Problem details -> Omit all pictures. Copy the rest of the material exactly.

Given material ->
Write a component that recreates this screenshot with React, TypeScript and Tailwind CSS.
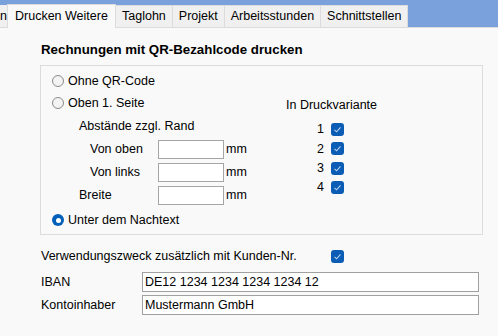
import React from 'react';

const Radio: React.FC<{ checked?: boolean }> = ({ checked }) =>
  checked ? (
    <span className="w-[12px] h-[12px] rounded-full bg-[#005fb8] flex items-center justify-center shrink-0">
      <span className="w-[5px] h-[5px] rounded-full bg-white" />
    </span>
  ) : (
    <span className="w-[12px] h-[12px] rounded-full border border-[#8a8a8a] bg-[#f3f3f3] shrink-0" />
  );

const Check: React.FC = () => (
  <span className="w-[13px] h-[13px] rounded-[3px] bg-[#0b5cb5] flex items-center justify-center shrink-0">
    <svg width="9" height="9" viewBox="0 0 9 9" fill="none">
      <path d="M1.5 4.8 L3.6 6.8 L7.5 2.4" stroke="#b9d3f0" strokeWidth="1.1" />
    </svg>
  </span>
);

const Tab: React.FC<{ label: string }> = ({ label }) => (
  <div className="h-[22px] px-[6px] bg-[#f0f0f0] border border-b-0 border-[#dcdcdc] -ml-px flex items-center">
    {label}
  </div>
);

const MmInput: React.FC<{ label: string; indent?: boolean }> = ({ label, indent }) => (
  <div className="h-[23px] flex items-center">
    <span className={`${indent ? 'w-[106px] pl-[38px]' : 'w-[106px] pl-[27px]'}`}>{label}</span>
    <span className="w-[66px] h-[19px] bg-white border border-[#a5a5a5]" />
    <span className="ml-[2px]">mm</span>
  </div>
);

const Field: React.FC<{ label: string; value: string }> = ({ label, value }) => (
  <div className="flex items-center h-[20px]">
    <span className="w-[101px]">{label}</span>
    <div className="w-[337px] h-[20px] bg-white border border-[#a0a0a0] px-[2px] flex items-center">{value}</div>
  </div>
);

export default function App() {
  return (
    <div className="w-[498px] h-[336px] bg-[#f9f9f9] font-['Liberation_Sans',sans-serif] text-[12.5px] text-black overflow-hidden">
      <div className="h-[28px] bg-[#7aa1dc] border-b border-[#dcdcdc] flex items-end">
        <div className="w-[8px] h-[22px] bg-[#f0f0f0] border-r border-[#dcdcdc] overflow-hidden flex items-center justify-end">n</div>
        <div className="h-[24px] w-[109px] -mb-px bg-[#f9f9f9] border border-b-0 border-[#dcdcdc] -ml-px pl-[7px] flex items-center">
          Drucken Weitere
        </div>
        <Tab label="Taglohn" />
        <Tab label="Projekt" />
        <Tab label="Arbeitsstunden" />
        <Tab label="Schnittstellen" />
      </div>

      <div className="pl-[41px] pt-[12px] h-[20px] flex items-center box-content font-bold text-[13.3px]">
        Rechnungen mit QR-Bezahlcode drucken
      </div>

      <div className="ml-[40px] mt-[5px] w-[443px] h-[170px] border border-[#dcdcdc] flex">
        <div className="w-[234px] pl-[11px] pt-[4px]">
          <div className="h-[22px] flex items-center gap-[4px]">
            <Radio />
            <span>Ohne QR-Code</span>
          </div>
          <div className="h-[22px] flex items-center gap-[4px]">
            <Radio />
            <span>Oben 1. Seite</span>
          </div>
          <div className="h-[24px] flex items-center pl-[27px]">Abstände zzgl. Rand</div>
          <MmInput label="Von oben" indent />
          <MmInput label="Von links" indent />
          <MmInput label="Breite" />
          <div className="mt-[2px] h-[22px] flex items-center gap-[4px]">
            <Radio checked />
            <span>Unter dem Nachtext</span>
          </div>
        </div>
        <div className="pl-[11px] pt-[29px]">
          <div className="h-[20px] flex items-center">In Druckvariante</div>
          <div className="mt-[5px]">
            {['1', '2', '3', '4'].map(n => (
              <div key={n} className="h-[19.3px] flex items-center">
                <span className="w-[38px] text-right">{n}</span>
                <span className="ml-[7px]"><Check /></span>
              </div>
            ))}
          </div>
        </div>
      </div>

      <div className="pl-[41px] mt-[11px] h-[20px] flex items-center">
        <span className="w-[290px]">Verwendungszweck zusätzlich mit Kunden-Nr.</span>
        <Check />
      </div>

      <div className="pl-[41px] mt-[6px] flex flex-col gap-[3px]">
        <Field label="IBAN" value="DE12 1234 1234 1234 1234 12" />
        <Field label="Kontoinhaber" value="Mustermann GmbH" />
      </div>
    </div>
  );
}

Result of the exercise ->
Write a component that recreates this screenshot with React, TypeScript and Tailwind CSS.
import React from 'react';

const Radio: React.FC<{ checked?: boolean }> = ({ checked }) =>
  checked ? (
    <span className="w-[12px] h-[12px] rounded-full bg-[#005fb8] flex items-center justify-center shrink-0">
      <span className="w-[5px] h-[5px] rounded-full bg-white" />
    </span>
  ) : (
    <span className="w-[12px] h-[12px] rounded-full border border-[#8a8a8a] bg-[#f3f3f3] shrink-0" />
  );

const Check: React.FC = () => (
  <span className="w-[13px] h-[13px] rounded-[3px] bg-[#0b5cb5] flex items-center justify-center shrink-0">
    <svg width="9" height="9" viewBox="0 0 9 9" fill="none">
      <path d="M1.5 4.8 L3.6 6.8 L7.5 2.4" stroke="#b9d3f0" strokeWidth="1.1" />
    </svg>
  </span>
);

const Tab: React.FC<{ label: string }> = ({ label }) => (
  <div className="h-[22px] px-[6px] bg-[#f0f0f0] border border-b-0 border-[#dcdcdc] -ml-px flex items-center">
    {label}
  </div>
);

const MmInput: React.FC<{ label: string; indent?: boolean }> = ({ label, indent }) => (
  <div className="h-[23px] flex items-center">
    <span className={`${indent ? 'w-[106px] pl-[38px]' : 'w-[106px] pl-[27px]'}`}>{label}</span>
    <span className="w-[66px] h-[19px] bg-white border border-[#a5a5a5]" />
    <span className="ml-[2px]">mm</span>
  </div>
);

const Field: React.FC<{ label: string; value: string }> = ({ label, value }) => (
  <div className="flex items-center h-[20px]">
    <span className="w-[101px]">{label}</span>
    <div className="w-[337px] h-[20px] bg-white border border-[#a0a0a0] px-[2px] flex items-center">{value}</div>
  </div>
);

export default function App() {
  return (
    <div className="w-[498px] h-[336px] bg-[#f9f9f9] font-['Liberation_Sans',sans-serif] text-[12.5px] text-black overflow-hidden">
      <div className="h-[28px] bg-[#7aa1dc] border-b border-[#dcdcdc] flex items-end">
        <div className="w-[8px] h-[22px] bg-[#f0f0f0] border-r border-[#dcdcdc] overflow-hidden flex items-center justify-end">n</div>
        <div className="h-[24px] w-[109px] -mb-px bg-[#f9f9f9] border border-b-0 border-[#dcdcdc] -ml-px pl-[7px] flex items-center">
          Drucken Weitere
        </div>
        <Tab label="Taglohn" />
        <Tab label="Projekt" />
        <Tab label="Arbeitsstunden" />
        <Tab label="Schnittstellen" />
      </div>

      <div className="pl-[41px] pt-[12px] h-[20px] flex items-center box-content font-bold text-[13.3px]">
        Rechnungen mit QR-Bezahlcode drucken
      </div>

      <div className="ml-[40px] mt-[5px] w-[443px] h-[170px] border border-[#dcdcdc] flex">
        <div className="w-[234px] pl-[11px] pt-[4px]">
          <div className="h-[22px] flex items-center gap-[4px]">
            <Radio />
            <span>Ohne QR-Code</span>
          </div>
          <div className="h-[22px] flex items-center gap-[4px]">
            <Radio />
            <span>Oben 1. Seite</span>
          </div>
          <div className="h-[24px] flex items-center pl-[27px]">Abstände zzgl. Rand</div>
          <MmInput label="Von oben" indent />
          <MmInput label="Von links" indent />
          <MmInput label="Breite" />
          <div className="mt-[2px] h-[22px] flex items-center gap-[4px]">
            <Radio checked />
            <span>Unter dem Nachtext</span>
          </div>
        </div>
        <div className="pl-[11px] pt-[29px]">
          <div className="h-[20px] flex items-center">In Druckvariante</div>
          <div className="mt-[5px]">
            {['1', '2', '3', '4'].map(n => (
              <div key={n} className="h-[19.3px] flex items-center">
                <span className="w-[38px] text-right">{n}</span>
                <span className="ml-[7px]"><Check /></span>
              </div>
            ))}
          </div>
        </div>
      </div>

      <div className="pl-[41px] mt-[11px] h-[20px] flex items-center">
        <span className="w-[290px]">Verwendungszweck zusätzlich mit Kunden-Nr.</span>
        <Check />
      </div>

      <div className="pl-[41px] mt-[6px] flex flex-col gap-[3px]">
        <Field label="IBAN" value="DE12 1234 1234 1234 1234 12" />
        <Field label="Kontoinhaber" value="Mustermann GmbH" />
      </div>
    </div>
  );
}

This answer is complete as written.